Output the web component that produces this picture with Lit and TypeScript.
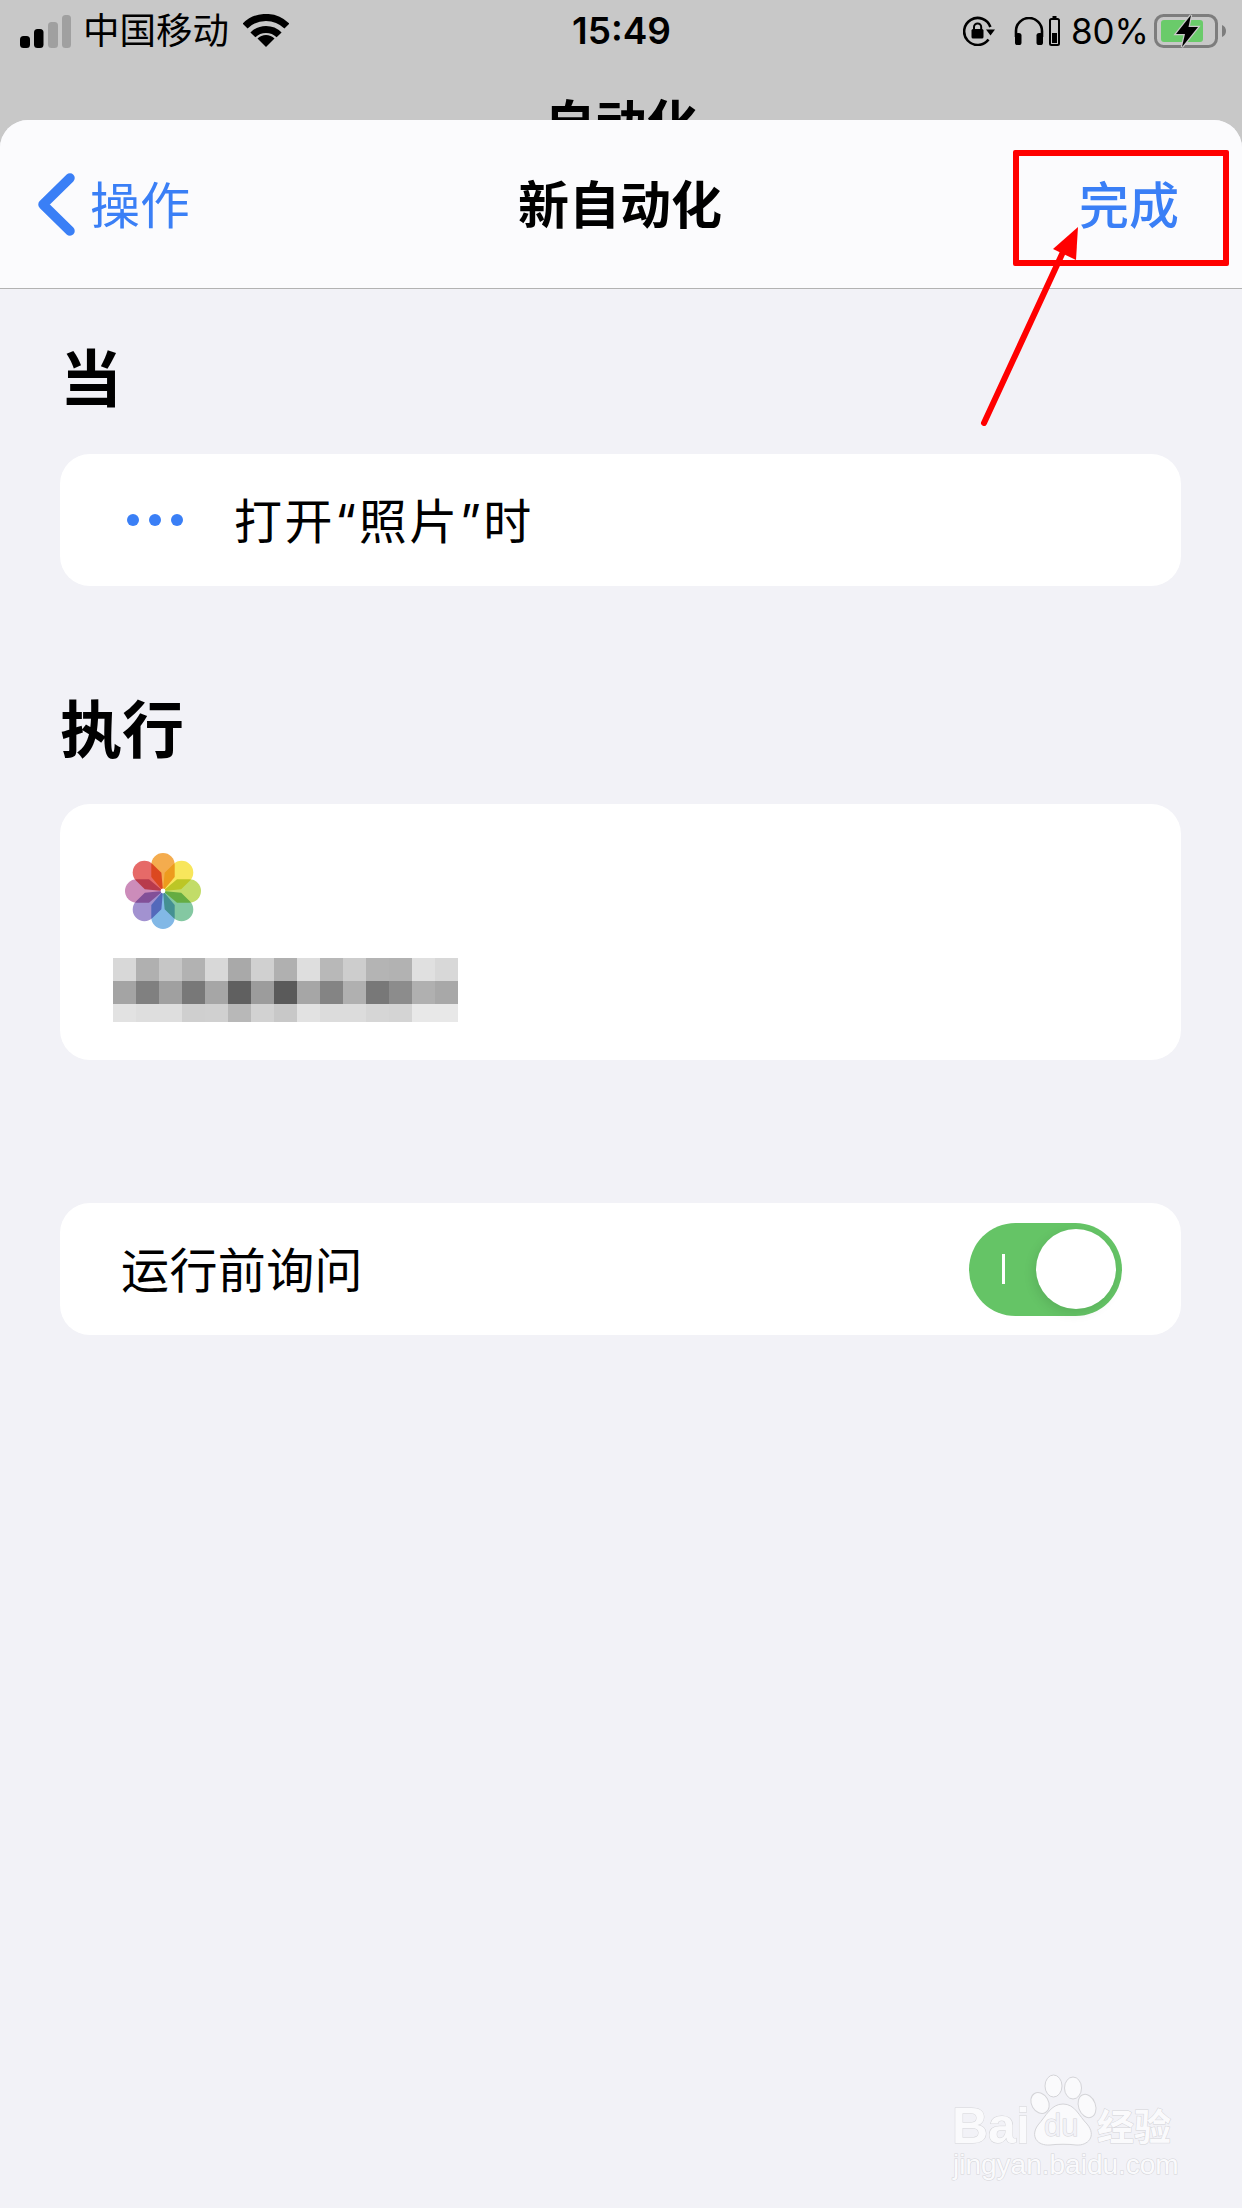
import { LitElement, html, css, svg } from 'lit';
import { customElement } from 'lit/decorators.js';

// blurred name, one list of greys per row
const BLUR_ROWS = [
  { h: 23, greys: [0xd8, 0xb0, 0xc6, 0xb2, 0xd8, 0xa9, 0xd0, 0xb0, 0xde, 0xb8, 0xcd, 0xb4, 0xb2, 0xe0, 0xd8] },
  { h: 23, greys: [0xa4, 0x80, 0xa0, 0x78, 0xa6, 0x60, 0x9c, 0x5a, 0xa6, 0x84, 0xb0, 0x78, 0x8c, 0xb0, 0xa8] },
  { h: 18, greys: [0xe2, 0xde, 0xde, 0xcf, 0xd0, 0xb8, 0xd2, 0xc8, 0xe2, 0xdc, 0xdc, 0xd6, 0xd4, 0xe8, 0xe8] },
];

const PETALS = ['#f4ac4e', '#f8e65c', '#c2dc68', '#84c8a2', '#82b8e6', '#a292d0', '#cc8cba', '#e66a68'];

@customElement('app-root')
export class AppRoot extends LitElement {
  static styles = css`
    :host {
      display: flex;
      flex-direction: column;
      position: relative;
      width: 1242px;
      height: 2208px;
      overflow: hidden;
      background: #c8c8c8;
      color: #000;
      font-family: 'Inter', 'Noto Sans CJK SC', sans-serif;
    }

    .backdrop {
      height: 120px;
      overflow: hidden;
      flex: none;
    }

    .status {
      display: grid;
      grid-template-columns: 1fr auto 1fr;
      align-items: center;
      height: 60px;
      padding: 0 16px 0 20px;
    }

    .status-left,
    .status-right {
      display: flex;
      align-items: center;
    }

    .status-right {
      justify-content: flex-end;
    }

    .carrier {
      margin: 0 14px 0 12px;
      font-size: 36.5px;
      line-height: 62px;
    }

    .time {
      margin-left: -3px;
      font-weight: 600;
      font-size: 37px;
      line-height: 62px;
    }

    .percent {
      margin: 0 5px 0 11px;
      font-size: 35px;
      line-height: 60px;
    }

    .small-gap {
      margin-left: 19px;
      margin-right: 5px;
    }

    .behind-title {
      margin-top: 40px;
      text-align: center;
      font-size: 51px;
      font-weight: 700;
      line-height: 50px;
    }

    .sheet {
      flex: 1;
      display: flex;
      flex-direction: column;
      background: #f2f2f7;
      border-radius: 28px 28px 0 0;
      overflow: hidden;
    }

    .nav {
      display: grid;
      grid-template-columns: 1fr auto 1fr;
      align-items: center;
      height: 163px;
      padding: 0 38px 5px;
      background: #fbfbfd;
      border-bottom: 1px solid #b2b2b2;
      font-size: 50px;
      flex: none;
    }

    .back {
      display: flex;
      align-items: center;
      gap: 15px;
      color: #3a7ff6;
    }

    .back svg {
      margin-top: 5px;
    }

    .title {
      margin-left: -2px;
      font-weight: 700;
      font-size: 51px;
    }

    .done {
      justify-self: end;
      margin-right: 25px;
      color: #3a7ff6;
      font-weight: 500;
    }

    .content {
      display: flex;
      flex-direction: column;
      padding: 0 61px 0 60px;
    }

    .heading {
      font-size: 62px;
      line-height: 60px;
      font-weight: 700;
    }

    .heading.when {
      margin: 61px 0 44px 0;
    }

    .heading.run {
      margin: 115px 0 43px 0;
    }

    .card {
      background: #fff;
      border-radius: 30px;
    }

    .trigger {
      display: flex;
      align-items: center;
      height: 132px;
      padding-left: 67px;
      font-size: 48px;
      font-feature-settings: 'palt';
      letter-spacing: 2.5px;
    }

    .trigger span,
    .ask span {
      margin-top: -5px;
    }

    .dots {
      display: flex;
      gap: 10px;
      margin-right: 51px;
    }

    .dots i {
      width: 12px;
      height: 12px;
      border-radius: 50%;
      background: #3a7ff6;
    }

    .action {
      display: flex;
      flex-direction: column;
      align-items: flex-start;
      padding: 49px 0 38px 53px;
    }

    .photos {
      margin: 0 0 29px 12px;
    }

    .blur-row {
      display: flex;
    }

    .blur-row i {
      width: 23px;
    }

    .ask {
      display: flex;
      align-items: center;
      justify-content: space-between;
      height: 132px;
      margin-top: 143px;
      padding: 0 59px 0 61px;
      font-size: 48px;
      letter-spacing: 0.4px;
    }

    .toggle {
      display: flex;
      align-items: center;
      justify-content: space-between;
      width: 153px;
      height: 93px;
      box-sizing: border-box;
      padding: 0 6px 0 33px;
      border-radius: 47px;
      background: #65c466;
    }

    .toggle i {
      width: 3px;
      height: 30px;
      background: #fff;
    }

    .toggle b {
      width: 80px;
      height: 80px;
      border-radius: 50%;
      background: #fff;
      box-shadow: -2px 4px 12px rgba(0, 0, 0, 0.1);
    }

    .callout {
      position: absolute;
      left: 1013px;
      top: 150px;
      width: 216px;
      height: 116px;
      box-sizing: border-box;
      border: 6px solid #ff0000;
      border-radius: 2px;
    }

    .arrow {
      position: absolute;
      left: 970px;
      top: 215px;
    }

    .watermark {
      position: absolute;
      left: 950px;
      top: 2070px;
    }

    .watermark text {
      fill: #fafafc;
      stroke: #d4d4d8;
      stroke-width: 1px;
      paint-order: stroke;
    }

    svg {
      display: block;
      flex: none;
    }
  `;

  signal() {
    return html`<svg width="51" height="33" viewBox="0 0 51 33">
      <rect x="0" y="21" width="10" height="12" rx="3.5" fill="#000" />
      <rect x="14" y="14" width="9.5" height="19" rx="3.5" fill="#000" />
      <rect x="28" y="7" width="10" height="26" rx="3.5" fill="#a0a0a0" />
      <rect x="42" y="0" width="9" height="33" rx="3.5" fill="#a0a0a0" />
    </svg>`;
  }

  wifi() {
    return html`<svg width="46" height="34" viewBox="0 0 46 34" fill="none" stroke="#000" stroke-width="7">
      <path d="M2.1 12.1A29.5 29.5 0 0 1 43.9 12.1" />
      <path d="M9.9 20.9A18.5 18.5 0 0 1 36.1 20.9" />
      <path d="M23 33L14.5 24.5A12 12 0 0 1 31.5 24.5Z" fill="#000" stroke="none" />
    </svg>`;
  }

  rotationLock() {
    return html`<svg width="32" height="30" viewBox="0 0 32 30" fill="none" stroke="#000" stroke-width="2.6">
      <path d="M25.5 23.5A13.5 13.5 0 1 1 27.4 11" />
      <path d="M23 13.5H32L27.5 19.5Z" fill="#000" stroke="none" />
      <path d="M11 13.5V11A3.6 3.6 0 0 1 18.2 11V13.5" stroke-width="2" />
      <rect x="8.5" y="13" width="12" height="9.5" rx="1.5" fill="#000" stroke="none" />
    </svg>`;
  }

  headphones() {
    return html`<svg width="30" height="28" viewBox="0 0 30 28" fill="none" stroke="#000" stroke-width="2.6">
      <path d="M2 20V14A13 13 0 0 1 28 14V20" />
      <rect x="1" y="16" width="6.5" height="12" rx="2.6" fill="#000" stroke="none" />
      <rect x="22.5" y="16" width="6.5" height="12" rx="2.6" fill="#000" stroke="none" />
    </svg>`;
  }

  podBattery() {
    return html`<svg width="11" height="30" viewBox="0 0 11 30">
      <rect x="3.5" y="0" width="4" height="3" fill="#000" />
      <rect x="1" y="3" width="9" height="26" rx="1.5" fill="none" stroke="#000" stroke-width="2" />
      <rect x="3" y="17" width="5" height="10" fill="#000" />
    </svg>`;
  }

  battery() {
    return html`<svg width="72" height="34" viewBox="0 0 72 34">
      <rect x="1.5" y="1.5" width="61" height="31" rx="8" fill="none" stroke="#7d7d7d" stroke-width="3" />
      <path d="M68 11C70.5 12 72 14 72 17S70.5 22 68 23Z" fill="#7d7d7d" />
      <rect x="7" y="6" width="42" height="22" rx="3" fill="#6acb6a" />
      <path
        d="M37 1L22 20H31L28 33L44 13H34.5Z"
        fill="#000"
        stroke="#c8c8c8"
        stroke-width="2.5"
        paint-order="stroke"
      />
    </svg>`;
  }

  photosIcon() {
    return html`<svg class="photos" width="76" height="76" viewBox="-38 -38 76 76" style="isolation:isolate">
      ${PETALS.map(
        (c, i) => svg`<path
          d="M0 0L-11.7 -14V-26.3A11.7 11.7 0 0 1 11.7 -26.3V-14Z"
          fill=${c}
          transform="rotate(${i * 45})"
          style="mix-blend-mode:multiply"
        />`
      )}
      <circle r="2.4" fill="#fff" />
    </svg>`;
  }

  watermark() {
    return html`<svg class="watermark" width="240" height="115" viewBox="950 2070 240 115">
      <g fill="#fafafc" stroke="#d4d4d8" stroke-width="1">
        <ellipse cx="1053.5" cy="2086" rx="8.5" ry="11" />
        <ellipse cx="1073" cy="2088" rx="8.5" ry="11" />
        <ellipse cx="1087" cy="2106" rx="8.5" ry="12" transform="rotate(-20 1087 2106)" />
        <ellipse cx="1040" cy="2103" rx="8.5" ry="11" transform="rotate(-30 1040 2103)" />
        <path
          d="M1063 2104C1075 2104 1079 2116 1087 2124C1097 2136 1088 2146 1076 2145C1069 2144 1057 2144 1050 2145C1037 2146 1030 2136 1038 2125C1046 2116 1051 2104 1063 2104Z"
        />
      </g>
      <text x="952" y="2143" font-family="Liberation Sans" font-weight="700" font-size="50">Bai</text>
      <text x="1044" y="2136" font-family="Liberation Sans" font-size="31" style="fill:#f2f2f7">du</text>
      <text x="1097" y="2141" font-family="Noto Sans CJK SC" font-weight="700" font-size="37">经验</text>
      <text x="953" y="2174" font-family="Liberation Sans" font-size="28">jingyan.baidu.com</text>
    </svg>`;
  }

  render() {
    return html`
      <div class="backdrop">
        <div class="status">
          <div class="status-left">
            ${this.signal()}
            <span class="carrier">中国移动</span>
            ${this.wifi()}
          </div>
          <span class="time">15:49</span>
          <div class="status-right">
            ${this.rotationLock()}
            <span class="small-gap">${this.headphones()}</span>
            ${this.podBattery()}
            <span class="percent">80%</span>
            ${this.battery()}
          </div>
        </div>
        <div class="behind-title">自动化</div>
      </div>

      <div class="sheet">
        <div class="nav">
          <div class="back">
            <svg width="37" height="63" viewBox="0 0 37 63" fill="none" stroke="currentColor" stroke-width="9.5" stroke-linecap="round" stroke-linejoin="round">
              <path d="M32 5L5 31.5L32 58" />
            </svg>
            <span>操作</span>
          </div>
          <div class="title">新自动化</div>
          <div class="done">完成</div>
        </div>

        <div class="content">
          <div class="heading when">当</div>
          <div class="card trigger">
            <div class="dots"><i></i><i></i><i></i></div>
            <span>打开“照片”时</span>
          </div>

          <div class="heading run">执行</div>
          <div class="card action">
            ${this.photosIcon()}
            <div>
              ${BLUR_ROWS.map(
                (row) => html`<div class="blur-row" style="height:${row.h}px">
                  ${row.greys.map((g) => html`<i style="background:rgb(${g},${g},${g})"></i>`)}
                </div>`
              )}
            </div>
          </div>

          <div class="card ask">
            <span>运行前询问</span>
            <div class="toggle"><i></i><b></b></div>
          </div>
        </div>
      </div>

      <div class="callout"></div>
      <svg class="arrow" width="120" height="220" viewBox="970 215 120 220">
        <path d="M984 423L1063 252" fill="none" stroke="#ff0000" stroke-width="6" stroke-linecap="round" />
        <path d="M1078 227L1053 249L1076 260Z" fill="#ff0000" />
      </svg>
      ${this.watermark()}
    `;
  }
}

⁂

What is the number of lines above that contain the string "this"? Answer with the number alone.

• OUTPUT:
9